Kyla Brox, Pain & Glory
www.kylabrox.com
Shall we take it as read that Kyla Brox is sassy, open, alternatively tough and vulnerable, possesses a towering voice and meets all the tests for greatness in the separate spheres of soul and blues, that her songs are honest and true, and the band cook, and that big words like Pain and Glory can be bandied about with impunity. Put simply, Pain and Glory is Kyla’s best album yet, and this follows too, because each album is the culmination of all her previous efforts and her life experience.
Let’s do, and then we can move onto some interesting questions raised by the music, and ask about the relevance of soul and blues to our culture at this moment in history, and wonder if soul and blues are synonymous or even compatible terms, and ponder the difficulty of adapting the unreconstructed ‘sugar mamma’ to the ethical standards of the modern world. It’s enough to give anybody the blues!
The first thing to say is that Kyla couldn’t really escape her destiny, as the daughter of a blues singing father and a soul singing mother. This is the subject of the autobiographical ‘Bluesman’s Child’:
Too many hours in the back of a van
Twelve years old already in his band
If I ever want to see him the only way
Is to get on the stage and play, play, play
It can be a little wild
The life of a bluesman’s child
This exercise in debunking, coming at some personal risk, is typical of Kyla’s honesty. It is interesting to compare that self mythologist, Victor Brox, with his daughter. Victor, like many another bluesman, is concerned with what he can do to you or for you. His potency derives from the power he exercises over others. A certain amount of role-play and fabrication is involved, but this only adds to the gaiety. He continually promises more than he can deliver, but makes up for the shortfall by hamming it up outrageously, to the mutual enjoyment of all.
The thing is, Kyla never hams it up. Where Victor acts, Kyla is. This is not just a nicety of style: it is a fundamental difference between men and women.
Not that Kyla is averse to a bit of role-play herself. One of the great archetypes of the blues is the sassy, infinitely accommodating sugar mamma, a heartbreaker and object of male fantasy.

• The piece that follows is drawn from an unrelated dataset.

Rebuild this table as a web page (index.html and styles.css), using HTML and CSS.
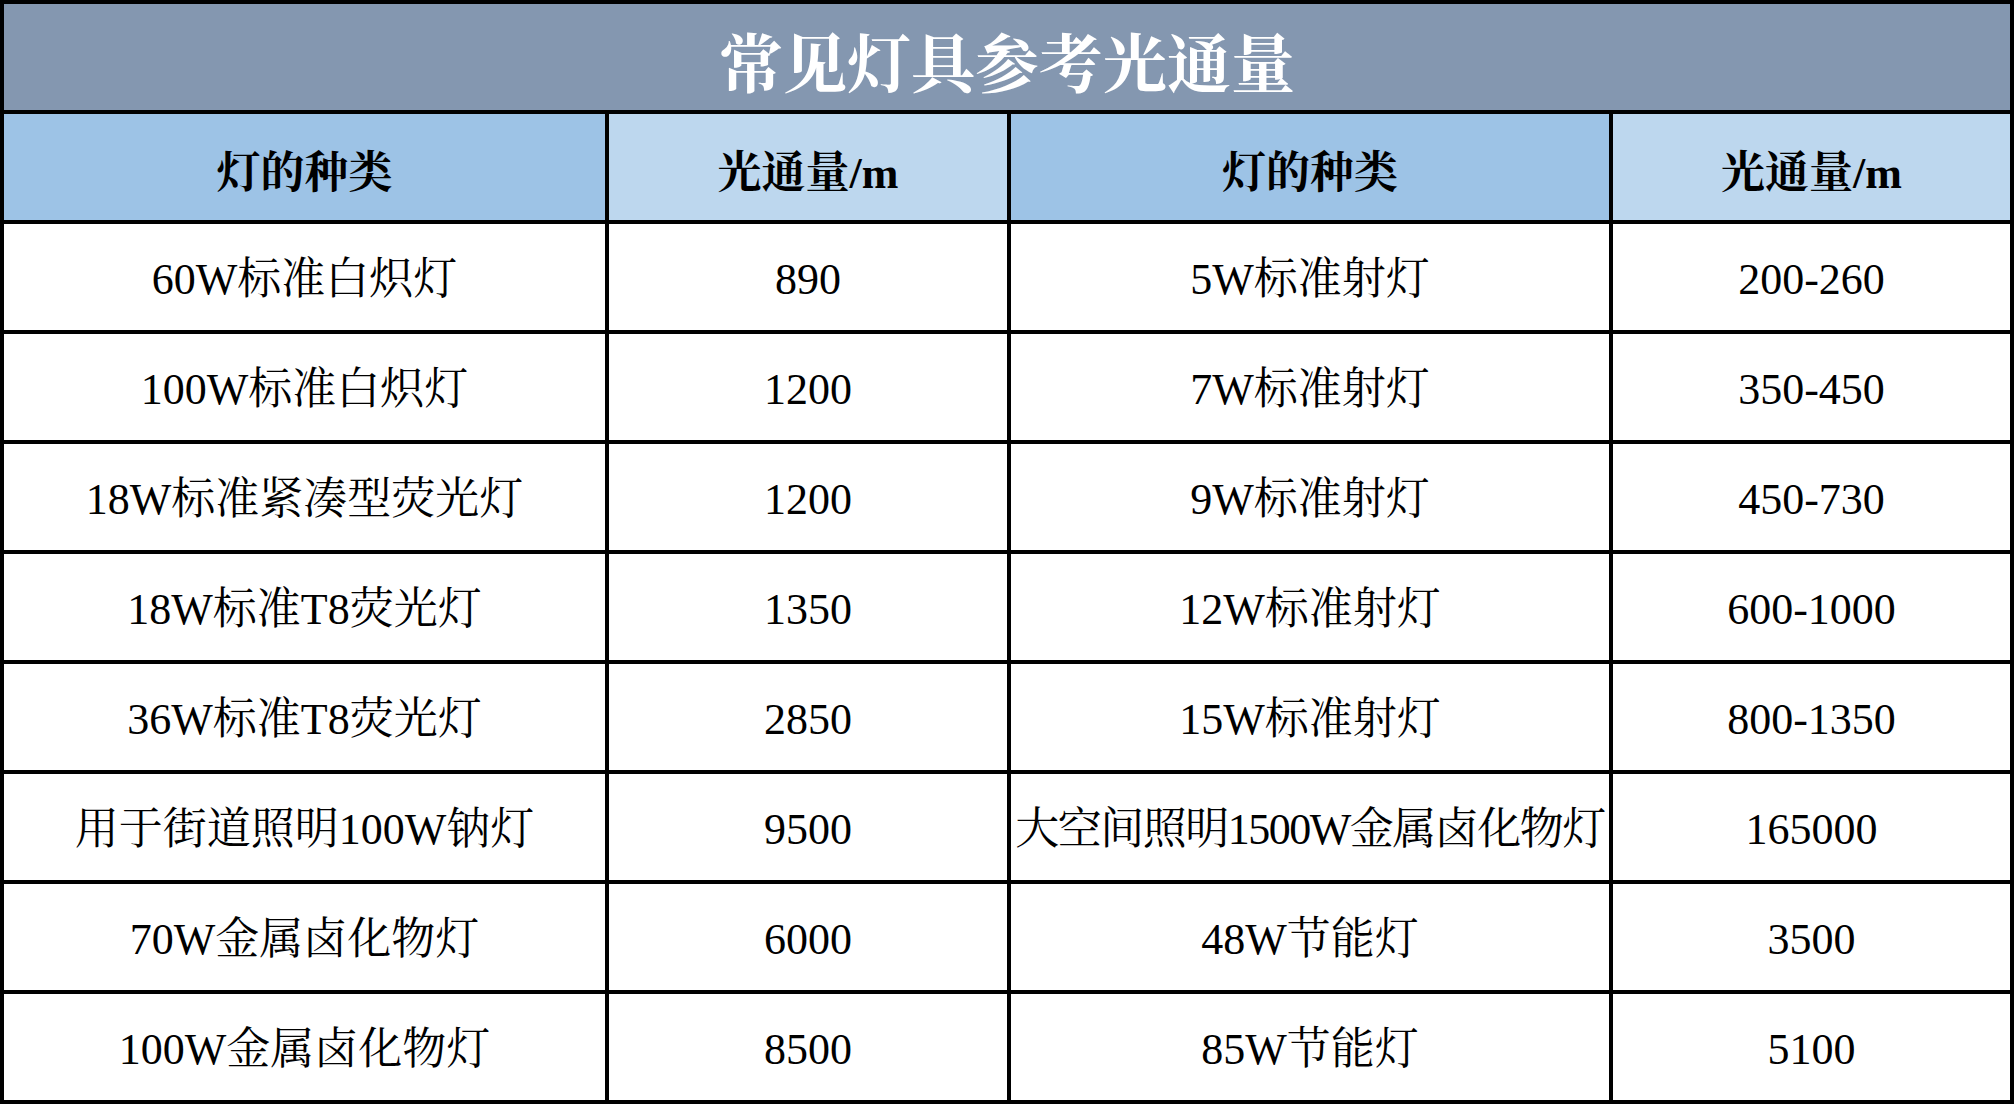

And though Kyla is adept at this role, the nearest she gets here is reluctantly foregoing a fling because “in the morning in the cold light of day / I remember I already have a husband and a family” (note that idiosyncratic pronunciation, ‘familay,’ to rhyme with ‘day’). This tale of virtue in peril was co-written with husband Danny Blomeley.
To be a woman is to be divided into two. And, to simplify a bit, the objectified woman has its musical counterpart in the blues. That is, the sugar mamma appraises everything she is and does in the light of how she appears to others, and especially how she appears to men. To acquire some control over this process, a woman contains and interiorises it. This, in musical terms, is soul. The process is hard and calls for a large reserve of inner strength. In expression, it always comes tinged with sadness, and is so hard-won you find yourself asking, was it worth it? Soul, of the femme variety, is also the sound of a woman luxuriating in her strength, and is a sign of empowerment. So blues and soul are, in fact, symbiotic forms; the yin and yang of Afro-American music (Kyla proffers the Lancashire version). She continually treads this line. She struts her stuff and is thrilling, until it is time for her to reveal how she really feels, and show how vulnerable she is to pain and hope. This is where Kyla is most herself.
So ‘Sensitive Soul’, hitched to a Memphis beat, is a very, very assertive paean to sensitivity, and of such vivacity and energy that you really wouldn’t want to mess with this shrinking violet. ‘Pain & Glory’ itself is a medium paced affirmation of unconditional love and unbridled emotion. It has a stirringly good melody, the proper attribute of classic soul. ‘Manchester Milan’ like many another interior monologue, soon slips into transcendent rapture. By contrast, ‘Let You Go’ is a blistering put-down – brusque rejection being the prerogative of the blues mamma, who reappears with a jolt just when you’ve been lulled into security by the soul belle.
And then, just when the listener has ticked off all the tracks listed on the CD sleeve, something extraordinary happens.
‘Hallelujah’, Leonard Cohen’s greatest song, came late in his career. It is a man’s song about the mystery of women, couched in quasi-spiritual, masochistic imagery. What does it mean when a woman sings it? Well, when a woman such as Kyla Brox sings it, it means she claims all its power and passion for her own sex. We lose one mystery and find ourselves in an even greater mystery. This is a performance so passionate and wounded that exhilaration and agony become as one, the ultimate aim of soul.
And Kyla throws it away as a secret track. Is this some meaning of the word ‘integrity’?